_Given task:_
Print the listing in its entirety and exactly, leaving out images.

_Information supplied:_

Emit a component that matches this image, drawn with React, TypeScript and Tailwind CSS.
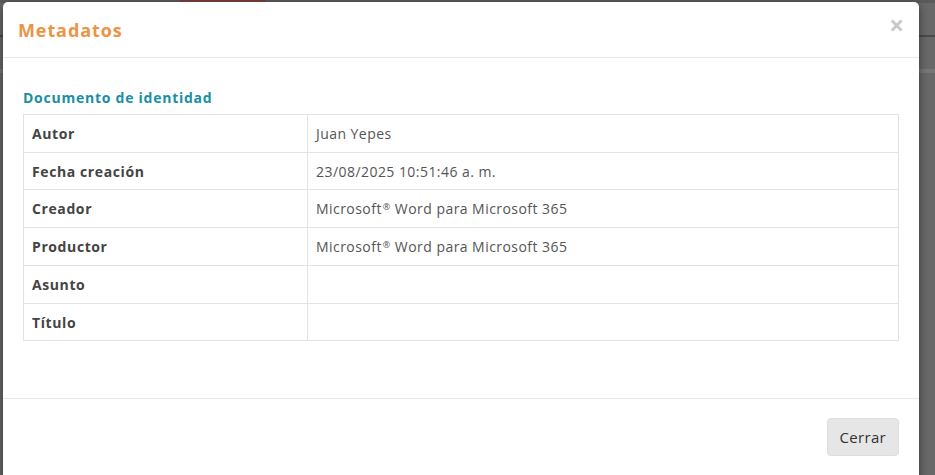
import type { ReactNode } from 'react';

const reg = (
  <>
    Microsoft<span className="text-[9px] leading-none relative top-[-4px] ml-[1px]">®</span> Word para Microsoft 365
  </>
);

const rows: { label: string; value: ReactNode }[] = [
  { label: 'Autor', value: 'Juan Yepes' },
  { label: 'Fecha creación', value: '23/08/2025 10:51:46 a. m.' },
  { label: 'Creador', value: reg },
  { label: 'Productor', value: reg },
  { label: 'Asunto', value: '' },
  { label: 'Título', value: '' },
];

function MetadataModal() {
  return (
    <div className="absolute left-[3px] top-[2px] w-[916px] h-[490px] bg-white rounded-[5px] flex flex-col overflow-hidden shadow-[0_3px_9px_rgba(0,0,0,0.5)]">
      {/* Header */}
      <div className="flex items-center justify-between h-[56px] pl-[15px] pr-[15px] border-b border-[#e9e9e9]">
        <h4 className="text-[18px] font-bold text-[#ec9446] leading-[27px] tracking-[0.9px] mt-[2px]">Metadatos</h4>
        <button className="text-[26px] font-bold leading-none text-[#c9c9c9] -mt-[10px]">×</button>
      </div>

      {/* Body */}
      <div className="px-[20px] pt-[29px] pb-[57px] border-b border-[#e9e9e9]">
        <h5 className="text-[14px] font-bold text-[#1b8fa1] leading-[21px] tracking-[0.75px] mb-[6px]">
          Documento de identidad
        </h5>
        <table className="w-full border-collapse text-[14px] leading-[20.7px]">
          <tbody>
            {rows.map((r) => (
              <tr key={r.label}>
                <td className="w-[284px] border border-[#e3e3e3] px-[8px] pt-[9px] pb-[7px] font-bold text-[#444] tracking-[0.6px]">
                  {r.label}
                </td>
                <td className="border border-[#e3e3e3] px-[8px] pt-[9px] pb-[7px] text-[#555] tracking-[0.45px]">
                  {r.value}
                </td>
              </tr>
            ))}
          </tbody>
        </table>
      </div>

      {/* Footer */}
      <div className="flex justify-end px-[20px] pt-[19px]">
        <button className="h-[38px] px-[12px] rounded-[4px] bg-[#e6e6e6] border border-[#dedede] text-[15px] text-[#333] tracking-[0.3px]">
          Cerrar
        </button>
      </div>
    </div>
  );
}

export default function App() {
  return (
    <div
      className="relative w-[935px] h-[475px] overflow-hidden bg-[#686868]"
      style={{ fontFamily: '"Open Sans", "DejaVu Sans", sans-serif' }}
    >
      {/* dimmed page behind the dialog */}
      <div className="flex flex-col">
        <div className="flex h-[3px] bg-[#5a5a5a]">
          <span className="ml-[180px] w-[85px] bg-[#7a3c3a]" />
        </div>
        <div className="h-[32px]" />
        <div className="h-[2px] bg-[#4a4a4a]" />
        <div className="h-[32px]" />
        <div className="h-[4px] bg-[#777]" />
      </div>
      <MetadataModal />
    </div>
  );
}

_Written answer:_
Emit a component that matches this image, drawn with React, TypeScript and Tailwind CSS.
import type { ReactNode } from 'react';

const reg = (
  <>
    Microsoft<span className="text-[9px] leading-none relative top-[-4px] ml-[1px]">®</span> Word para Microsoft 365
  </>
);

const rows: { label: string; value: ReactNode }[] = [
  { label: 'Autor', value: 'Juan Yepes' },
  { label: 'Fecha creación', value: '23/08/2025 10:51:46 a. m.' },
  { label: 'Creador', value: reg },
  { label: 'Productor', value: reg },
  { label: 'Asunto', value: '' },
  { label: 'Título', value: '' },
];

function MetadataModal() {
  return (
    <div className="absolute left-[3px] top-[2px] w-[916px] h-[490px] bg-white rounded-[5px] flex flex-col overflow-hidden shadow-[0_3px_9px_rgba(0,0,0,0.5)]">
      {/* Header */}
      <div className="flex items-center justify-between h-[56px] pl-[15px] pr-[15px] border-b border-[#e9e9e9]">
        <h4 className="text-[18px] font-bold text-[#ec9446] leading-[27px] tracking-[0.9px] mt-[2px]">Metadatos</h4>
        <button className="text-[26px] font-bold leading-none text-[#c9c9c9] -mt-[10px]">×</button>
      </div>

      {/* Body */}
      <div className="px-[20px] pt-[29px] pb-[57px] border-b border-[#e9e9e9]">
        <h5 className="text-[14px] font-bold text-[#1b8fa1] leading-[21px] tracking-[0.75px] mb-[6px]">
          Documento de identidad
        </h5>
        <table className="w-full border-collapse text-[14px] leading-[20.7px]">
          <tbody>
            {rows.map((r) => (
              <tr key={r.label}>
                <td className="w-[284px] border border-[#e3e3e3] px-[8px] pt-[9px] pb-[7px] font-bold text-[#444] tracking-[0.6px]">
                  {r.label}
                </td>
                <td className="border border-[#e3e3e3] px-[8px] pt-[9px] pb-[7px] text-[#555] tracking-[0.45px]">
                  {r.value}
                </td>
              </tr>
            ))}
          </tbody>
        </table>
      </div>

      {/* Footer */}
      <div className="flex justify-end px-[20px] pt-[19px]">
        <button className="h-[38px] px-[12px] rounded-[4px] bg-[#e6e6e6] border border-[#dedede] text-[15px] text-[#333] tracking-[0.3px]">
          Cerrar
        </button>
      </div>
    </div>
  );
}

export default function App() {
  return (
    <div
      className="relative w-[935px] h-[475px] overflow-hidden bg-[#686868]"
      style={{ fontFamily: '"Open Sans", "DejaVu Sans", sans-serif' }}
    >
      {/* dimmed page behind the dialog */}
      <div className="flex flex-col">
        <div className="flex h-[3px] bg-[#5a5a5a]">
          <span className="ml-[180px] w-[85px] bg-[#7a3c3a]" />
        </div>
        <div className="h-[32px]" />
        <div className="h-[2px] bg-[#4a4a4a]" />
        <div className="h-[32px]" />
        <div className="h-[4px] bg-[#777]" />
      </div>
      <MetadataModal />
    </div>
  );
}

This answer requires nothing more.